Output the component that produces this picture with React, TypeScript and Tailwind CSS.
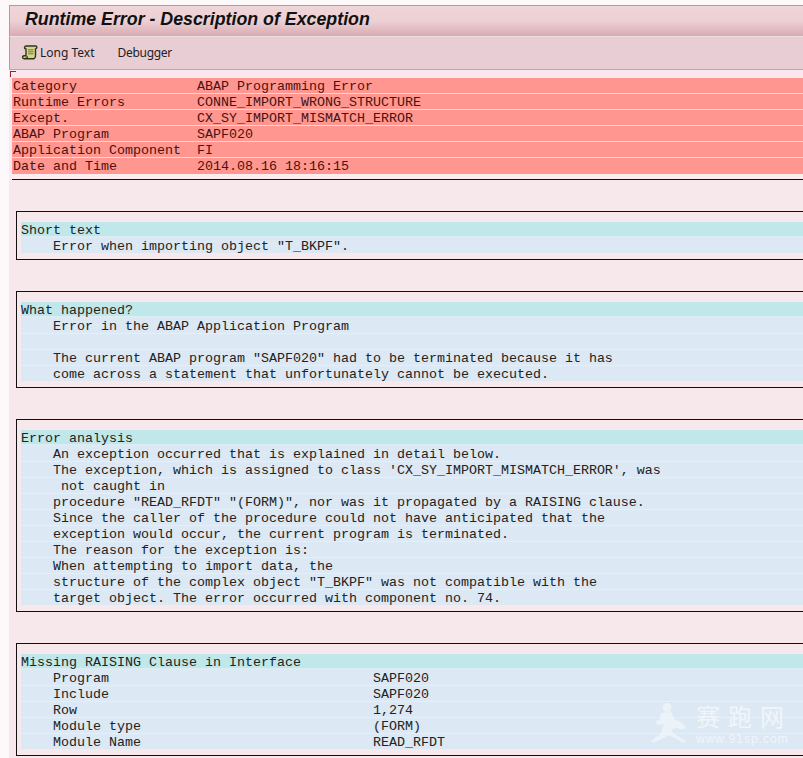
const headerRows = [
  ["Category", "ABAP Programming Error"],
  ["Runtime Errors", "CONNE_IMPORT_WRONG_STRUCTURE"],
  ["Except.", "CX_SY_IMPORT_MISMATCH_ERROR"],
  ["ABAP Program", "SAPF020"],
  ["Application Component", "FI"],
  ["Date and Time", "2014.08.16 18:16:15"],
];

const sections = [
  {
    title: "Short text",
    lines: ['Error when importing object "T_BKPF".'],
  },
  {
    title: "What happened?",
    lines: [
      "Error in the ABAP Application Program",
      "",
      'The current ABAP program "SAPF020" had to be terminated because it has',
      "come across a statement that unfortunately cannot be executed.",
    ],
  },
  {
    title: "Error analysis",
    lines: [
      "An exception occurred that is explained in detail below.",
      "The exception, which is assigned to class 'CX_SY_IMPORT_MISMATCH_ERROR', was",
      " not caught in",
      'procedure "READ_RFDT" "(FORM)", nor was it propagated by a RAISING clause.',
      "Since the caller of the procedure could not have anticipated that the",
      "exception would occur, the current program is terminated.",
      "The reason for the exception is:",
      "When attempting to import data, the",
      'structure of the complex object "T_BKPF" was not compatible with the',
      "target object. The error occurred with component no. 74.",
    ],
  },
];

const interfaceRows = [
  ["Program", "SAPF020"],
  ["Include", "SAPF020"],
  ["Row", "1,274"],
  ["Module type", "(FORM)"],
  ["Module Name", "READ_RFDT"],
];

function ScrollIcon() {
  return (
    <svg width="16" height="16" viewBox="0 0 16 16" className="shrink-0">
      <path
        d="M4 1h9.500c1.200 0 1.800 1.200 1 2.200l-1 .8V11c0 1-.5 2-1.500 2.700H2.500C1.200 13.700.5 13 .5 12.200s.8-1.400 2-1.400H4V4C3 4 2.400 3.200 2.600 2.300 2.900 1.400 3.400 1 4 1z"
        fill="#d6d68a"
        stroke="#2f3618"
        strokeWidth="1.400"
      />
      <path d="M6 4.800h5.500M6 6.800h5.500M6 8.800h5.500" stroke="#6f7c3a" strokeWidth="1" />
      <path d="M2.500 13.700c1.800 0 3-.9 3-2.400" fill="none" stroke="#2f3618" strokeWidth="1.200" />
    </svg>
  );
}

function Band({ children, cyan }: { children: React.ReactNode; cyan?: boolean }) {
  return (
    <div
      className={`h-4 whitespace-pre leading-[18px] ${
        cyan ? "bg-[#c0e8ea] border-b-2 border-[#dcecf1]" : "bg-[#dce8f3] border-b border-[#e6eff6]"
      }`}
    >
      {children}
    </div>
  );
}

function Section({ title, children }: { title: string; children: React.ReactNode }) {
  return (
    <section className="mb-[31px] ml-[7px] border-y border-l border-[#111] pt-2.5 pb-[5px] pl-1">
      <Band cyan>{title}</Band>
      {children}
    </section>
  );
}

export default function App() {
  return (
    <div className="relative h-[758px] w-[803px] overflow-hidden bg-[#fdf9fa] pt-[5px] pl-[9px] font-['Liberation_Mono',monospace] text-[13.33px] text-[#222]">
      <div className="h-[753px] overflow-hidden bg-[#f7e9eb]">
        <header className="h-[31px] border-t border-l border-[#b39c9f] bg-gradient-to-b from-[#efd5d8] via-[#ecd0d4] to-[#d8abb2] pt-[3px] pl-[15px] font-['Liberation_Sans',sans-serif] text-[17.8px] font-bold italic leading-5 text-[#111]">
          Runtime Error - Description of Exception
        </header>
        <div className="flex h-[34px] items-center border-t border-b border-l border-t-[#f0dde1] border-b-[#bfa5b1] border-l-[#b39c9f] bg-[#e8cdd4] pb-px pl-3 font-['Noto_Sans',sans-serif] text-xs text-[#222]">
          <ScrollIcon />
          <span className="ml-0.5">Long Text</span>
          <span className="ml-[23px] tracking-[-0.3px]">Debugger</span>
        </div>

        <div className="relative bg-[#fbe8ef] pt-2">
          <span className="absolute top-px left-px h-1.5 w-1.5 border-t border-l border-[#a02030]" />
          <div className="ml-[3px] text-[#4a1212]">
            {headerRows.map(([label, value]) => (
              <div
                key={label}
                className="flex h-4 whitespace-pre border-b border-[#fbdcc6] bg-[#ff9790] pl-px leading-[18px] last:border-b-0"
              >
                <span className="w-[184px] shrink-0">{label}</span>
                <span>{value}</span>
              </div>
            ))}
          </div>
        </div>
        <div className="h-[5px] bg-[#f9edf0]" />
        <div className="mb-[31px] ml-[3px] h-px bg-[#111]" />

        {sections.map((section) => (
          <Section key={section.title} title={section.title}>
            {section.lines.map((line, i) => (
              <Band key={i}>
                <span className="pl-8">{line}</span>
              </Band>
            ))}
          </Section>
        ))}

        <Section title="Missing RAISING Clause in Interface">
          {interfaceRows.map(([label, value]) => (
            <Band key={label}>
              <div className="flex pl-8">
                <span className="w-80 shrink-0">{label}</span>
                <span>{value}</span>
              </div>
            </Band>
          ))}
        </Section>
      </div>

      {/* watermark */}
      <div className="absolute top-[703px] left-[648px] flex gap-2 text-white opacity-60">
        <svg width="40" height="40" viewBox="0 0 40 40" fill="#f6fafc">
          <circle cx="19" cy="4.500" r="4.500" />
          <path d="M13 10l10-2 3 8 7 3 5 5-3 3-6-2-5 1 1 4 13 8-2 2-15-8-15 8-3-2 10-8 3-9-6 1-3-3 5-3z" />
        </svg>
        <div className="flex flex-col">
          <span className="font-['Noto_Sans_CJK_SC',sans-serif] text-2xl leading-[26px] tracking-[8px]">赛跑网</span>
          <span className="mt-1 font-['Liberation_Sans',sans-serif] text-xs leading-3 tracking-[1px]">www.91sp.com</span>
        </div>
      </div>
    </div>
  );
}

# # # # # # #

Prompt:
Identify every line where the string "that" appears.

Solved problem:
Output the component that produces this picture with React, TypeScript and Tailwind CSS.
      "come across a statement that unfortunately cannot be executed.",
      "An exception occurred that is explained in detail below.",
      "Since the caller of the procedure could not have anticipated that the",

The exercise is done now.